# What to work on
Quote the listing in full, exactly as given, minus any pictures.

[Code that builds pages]
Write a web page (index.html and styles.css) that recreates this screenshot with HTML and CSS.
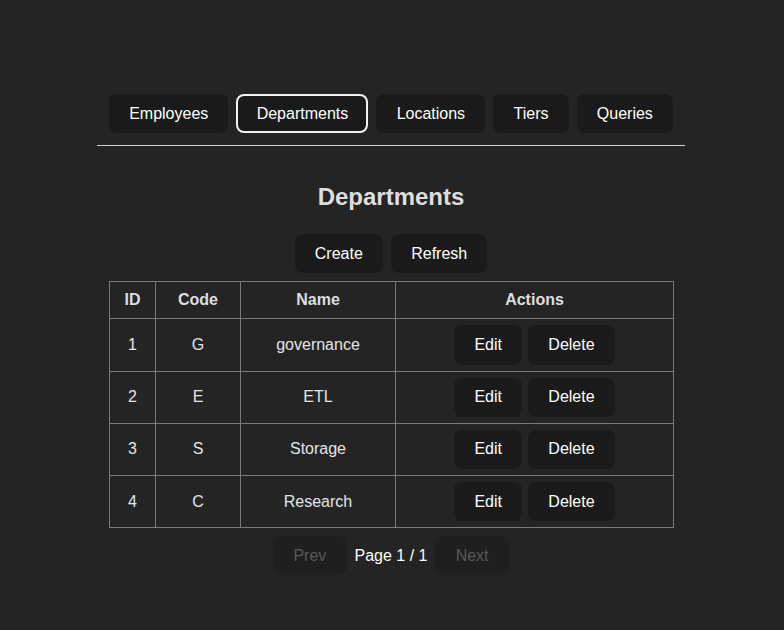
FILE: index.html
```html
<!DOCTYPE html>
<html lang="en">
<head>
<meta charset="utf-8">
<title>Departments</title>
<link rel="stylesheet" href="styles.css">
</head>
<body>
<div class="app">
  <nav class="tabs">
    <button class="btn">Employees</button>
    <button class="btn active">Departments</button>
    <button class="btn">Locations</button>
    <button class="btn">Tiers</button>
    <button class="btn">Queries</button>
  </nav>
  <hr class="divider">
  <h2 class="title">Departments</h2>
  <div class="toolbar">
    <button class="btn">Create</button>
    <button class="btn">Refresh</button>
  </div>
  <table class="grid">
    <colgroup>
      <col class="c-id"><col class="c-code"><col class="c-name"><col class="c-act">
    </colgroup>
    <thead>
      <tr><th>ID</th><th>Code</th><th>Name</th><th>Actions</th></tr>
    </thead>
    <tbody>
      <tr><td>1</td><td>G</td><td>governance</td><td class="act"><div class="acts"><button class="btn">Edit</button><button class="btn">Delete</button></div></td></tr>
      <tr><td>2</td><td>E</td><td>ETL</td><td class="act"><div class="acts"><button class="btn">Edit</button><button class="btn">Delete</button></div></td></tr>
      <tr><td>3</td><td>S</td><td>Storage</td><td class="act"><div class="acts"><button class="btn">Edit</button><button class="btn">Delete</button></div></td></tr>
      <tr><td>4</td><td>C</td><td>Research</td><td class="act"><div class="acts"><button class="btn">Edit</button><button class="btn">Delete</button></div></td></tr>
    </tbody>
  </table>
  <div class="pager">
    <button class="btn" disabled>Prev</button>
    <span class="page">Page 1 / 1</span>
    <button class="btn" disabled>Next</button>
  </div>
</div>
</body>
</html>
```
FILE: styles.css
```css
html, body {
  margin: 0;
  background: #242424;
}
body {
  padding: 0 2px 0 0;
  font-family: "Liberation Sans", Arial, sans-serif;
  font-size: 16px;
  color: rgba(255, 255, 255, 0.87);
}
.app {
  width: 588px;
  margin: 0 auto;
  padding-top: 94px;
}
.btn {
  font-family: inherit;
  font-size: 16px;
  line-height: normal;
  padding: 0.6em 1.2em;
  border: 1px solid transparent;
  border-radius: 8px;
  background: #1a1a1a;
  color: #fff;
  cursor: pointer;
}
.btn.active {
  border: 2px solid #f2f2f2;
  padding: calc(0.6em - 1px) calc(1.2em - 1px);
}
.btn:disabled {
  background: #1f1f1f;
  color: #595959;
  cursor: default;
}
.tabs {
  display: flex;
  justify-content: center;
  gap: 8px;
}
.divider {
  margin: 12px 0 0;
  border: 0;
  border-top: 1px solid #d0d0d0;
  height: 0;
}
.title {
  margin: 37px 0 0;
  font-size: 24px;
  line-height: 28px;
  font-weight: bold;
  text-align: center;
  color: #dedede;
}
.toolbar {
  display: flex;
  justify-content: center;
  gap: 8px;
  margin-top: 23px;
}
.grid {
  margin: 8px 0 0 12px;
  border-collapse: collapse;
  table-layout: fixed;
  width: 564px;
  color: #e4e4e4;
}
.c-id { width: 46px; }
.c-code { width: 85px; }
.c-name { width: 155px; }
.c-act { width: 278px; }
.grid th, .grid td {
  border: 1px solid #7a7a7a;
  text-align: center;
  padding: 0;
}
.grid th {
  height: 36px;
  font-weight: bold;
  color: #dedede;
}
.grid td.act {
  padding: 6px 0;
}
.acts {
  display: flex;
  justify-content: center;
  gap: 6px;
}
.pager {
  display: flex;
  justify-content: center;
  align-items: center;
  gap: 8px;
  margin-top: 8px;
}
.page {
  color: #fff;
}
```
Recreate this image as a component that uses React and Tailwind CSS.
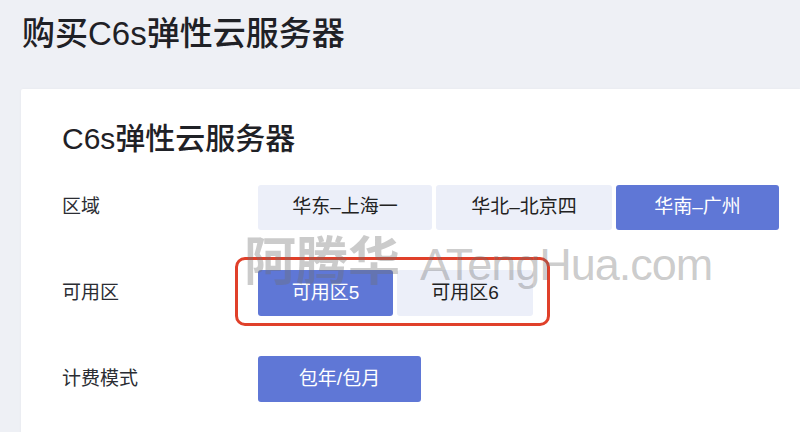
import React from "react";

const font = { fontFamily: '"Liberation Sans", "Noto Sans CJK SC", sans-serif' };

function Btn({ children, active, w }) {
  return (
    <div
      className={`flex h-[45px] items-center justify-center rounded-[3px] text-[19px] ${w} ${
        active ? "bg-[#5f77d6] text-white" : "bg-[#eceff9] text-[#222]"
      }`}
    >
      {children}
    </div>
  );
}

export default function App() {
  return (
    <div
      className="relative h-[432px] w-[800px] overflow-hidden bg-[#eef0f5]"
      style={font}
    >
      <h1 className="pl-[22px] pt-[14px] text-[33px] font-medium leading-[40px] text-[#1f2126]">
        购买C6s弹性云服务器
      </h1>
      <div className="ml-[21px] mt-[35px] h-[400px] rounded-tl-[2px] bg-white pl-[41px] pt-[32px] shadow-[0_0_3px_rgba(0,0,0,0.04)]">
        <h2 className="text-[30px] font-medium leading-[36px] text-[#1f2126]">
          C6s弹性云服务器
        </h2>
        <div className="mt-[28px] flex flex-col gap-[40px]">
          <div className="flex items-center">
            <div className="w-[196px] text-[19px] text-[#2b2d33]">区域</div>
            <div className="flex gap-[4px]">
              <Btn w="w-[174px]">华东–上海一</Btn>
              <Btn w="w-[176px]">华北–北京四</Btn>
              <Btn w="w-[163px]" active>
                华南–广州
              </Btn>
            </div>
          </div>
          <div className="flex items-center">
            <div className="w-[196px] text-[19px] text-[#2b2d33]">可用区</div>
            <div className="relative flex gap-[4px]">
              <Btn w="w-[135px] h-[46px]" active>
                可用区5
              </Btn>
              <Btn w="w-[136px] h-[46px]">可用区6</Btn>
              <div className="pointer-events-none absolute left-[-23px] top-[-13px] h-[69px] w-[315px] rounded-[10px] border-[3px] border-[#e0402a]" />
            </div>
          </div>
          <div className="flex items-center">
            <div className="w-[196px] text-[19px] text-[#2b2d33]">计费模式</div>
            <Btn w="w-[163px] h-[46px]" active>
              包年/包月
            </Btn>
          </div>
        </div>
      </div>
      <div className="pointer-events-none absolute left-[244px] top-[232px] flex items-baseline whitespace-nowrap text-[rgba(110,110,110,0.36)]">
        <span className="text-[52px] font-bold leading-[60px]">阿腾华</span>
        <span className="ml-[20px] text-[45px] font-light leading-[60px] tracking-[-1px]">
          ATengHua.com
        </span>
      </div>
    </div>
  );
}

# Complete response
Write a web page (index.html and styles.css) that recreates this screenshot with HTML and CSS.
FILE: index.html
```html
<!DOCTYPE html>
<html lang="en">
<head>
<meta charset="utf-8">
<title>Departments</title>
<link rel="stylesheet" href="styles.css">
</head>
<body>
<div class="app">
  <nav class="tabs">
    <button class="btn">Employees</button>
    <button class="btn active">Departments</button>
    <button class="btn">Locations</button>
    <button class="btn">Tiers</button>
    <button class="btn">Queries</button>
  </nav>
  <hr class="divider">
  <h2 class="title">Departments</h2>
  <div class="toolbar">
    <button class="btn">Create</button>
    <button class="btn">Refresh</button>
  </div>
  <table class="grid">
    <colgroup>
      <col class="c-id"><col class="c-code"><col class="c-name"><col class="c-act">
    </colgroup>
    <thead>
      <tr><th>ID</th><th>Code</th><th>Name</th><th>Actions</th></tr>
    </thead>
    <tbody>
      <tr><td>1</td><td>G</td><td>governance</td><td class="act"><div class="acts"><button class="btn">Edit</button><button class="btn">Delete</button></div></td></tr>
      <tr><td>2</td><td>E</td><td>ETL</td><td class="act"><div class="acts"><button class="btn">Edit</button><button class="btn">Delete</button></div></td></tr>
      <tr><td>3</td><td>S</td><td>Storage</td><td class="act"><div class="acts"><button class="btn">Edit</button><button class="btn">Delete</button></div></td></tr>
      <tr><td>4</td><td>C</td><td>Research</td><td class="act"><div class="acts"><button class="btn">Edit</button><button class="btn">Delete</button></div></td></tr>
    </tbody>
  </table>
  <div class="pager">
    <button class="btn" disabled>Prev</button>
    <span class="page">Page 1 / 1</span>
    <button class="btn" disabled>Next</button>
  </div>
</div>
</body>
</html>
```
FILE: styles.css
```css
html, body {
  margin: 0;
  background: #242424;
}
body {
  padding: 0 2px 0 0;
  font-family: "Liberation Sans", Arial, sans-serif;
  font-size: 16px;
  color: rgba(255, 255, 255, 0.87);
}
.app {
  width: 588px;
  margin: 0 auto;
  padding-top: 94px;
}
.btn {
  font-family: inherit;
  font-size: 16px;
  line-height: normal;
  padding: 0.6em 1.2em;
  border: 1px solid transparent;
  border-radius: 8px;
  background: #1a1a1a;
  color: #fff;
  cursor: pointer;
}
.btn.active {
  border: 2px solid #f2f2f2;
  padding: calc(0.6em - 1px) calc(1.2em - 1px);
}
.btn:disabled {
  background: #1f1f1f;
  color: #595959;
  cursor: default;
}
.tabs {
  display: flex;
  justify-content: center;
  gap: 8px;
}
.divider {
  margin: 12px 0 0;
  border: 0;
  border-top: 1px solid #d0d0d0;
  height: 0;
}
.title {
  margin: 37px 0 0;
  font-size: 24px;
  line-height: 28px;
  font-weight: bold;
  text-align: center;
  color: #dedede;
}
.toolbar {
  display: flex;
  justify-content: center;
  gap: 8px;
  margin-top: 23px;
}
.grid {
  margin: 8px 0 0 12px;
  border-collapse: collapse;
  table-layout: fixed;
  width: 564px;
  color: #e4e4e4;
}
.c-id { width: 46px; }
.c-code { width: 85px; }
.c-name { width: 155px; }
.c-act { width: 278px; }
.grid th, .grid td {
  border: 1px solid #7a7a7a;
  text-align: center;
  padding: 0;
}
.grid th {
  height: 36px;
  font-weight: bold;
  color: #dedede;
}
.grid td.act {
  padding: 6px 0;
}
.acts {
  display: flex;
  justify-content: center;
  gap: 6px;
}
.pager {
  display: flex;
  justify-content: center;
  align-items: center;
  gap: 8px;
  margin-top: 8px;
}
.page {
  color: #fff;
}
```
Recreate this image as a component that uses React and Tailwind CSS.
import React from "react";

const font = { fontFamily: '"Liberation Sans", "Noto Sans CJK SC", sans-serif' };

function Btn({ children, active, w }) {
  return (
    <div
      className={`flex h-[45px] items-center justify-center rounded-[3px] text-[19px] ${w} ${
        active ? "bg-[#5f77d6] text-white" : "bg-[#eceff9] text-[#222]"
      }`}
    >
      {children}
    </div>
  );
}

export default function App() {
  return (
    <div
      className="relative h-[432px] w-[800px] overflow-hidden bg-[#eef0f5]"
      style={font}
    >
      <h1 className="pl-[22px] pt-[14px] text-[33px] font-medium leading-[40px] text-[#1f2126]">
        购买C6s弹性云服务器
      </h1>
      <div className="ml-[21px] mt-[35px] h-[400px] rounded-tl-[2px] bg-white pl-[41px] pt-[32px] shadow-[0_0_3px_rgba(0,0,0,0.04)]">
        <h2 className="text-[30px] font-medium leading-[36px] text-[#1f2126]">
          C6s弹性云服务器
        </h2>
        <div className="mt-[28px] flex flex-col gap-[40px]">
          <div className="flex items-center">
            <div className="w-[196px] text-[19px] text-[#2b2d33]">区域</div>
            <div className="flex gap-[4px]">
              <Btn w="w-[174px]">华东–上海一</Btn>
              <Btn w="w-[176px]">华北–北京四</Btn>
              <Btn w="w-[163px]" active>
                华南–广州
              </Btn>
            </div>
          </div>
          <div className="flex items-center">
            <div className="w-[196px] text-[19px] text-[#2b2d33]">可用区</div>
            <div className="relative flex gap-[4px]">
              <Btn w="w-[135px] h-[46px]" active>
                可用区5
              </Btn>
              <Btn w="w-[136px] h-[46px]">可用区6</Btn>
              <div className="pointer-events-none absolute left-[-23px] top-[-13px] h-[69px] w-[315px] rounded-[10px] border-[3px] border-[#e0402a]" />
            </div>
          </div>
          <div className="flex items-center">
            <div className="w-[196px] text-[19px] text-[#2b2d33]">计费模式</div>
            <Btn w="w-[163px] h-[46px]" active>
              包年/包月
            </Btn>
          </div>
        </div>
      </div>
      <div className="pointer-events-none absolute left-[244px] top-[232px] flex items-baseline whitespace-nowrap text-[rgba(110,110,110,0.36)]">
        <span className="text-[52px] font-bold leading-[60px]">阿腾华</span>
        <span className="ml-[20px] text-[45px] font-light leading-[60px] tracking-[-1px]">
          ATengHua.com
        </span>
      </div>
    </div>
  );
}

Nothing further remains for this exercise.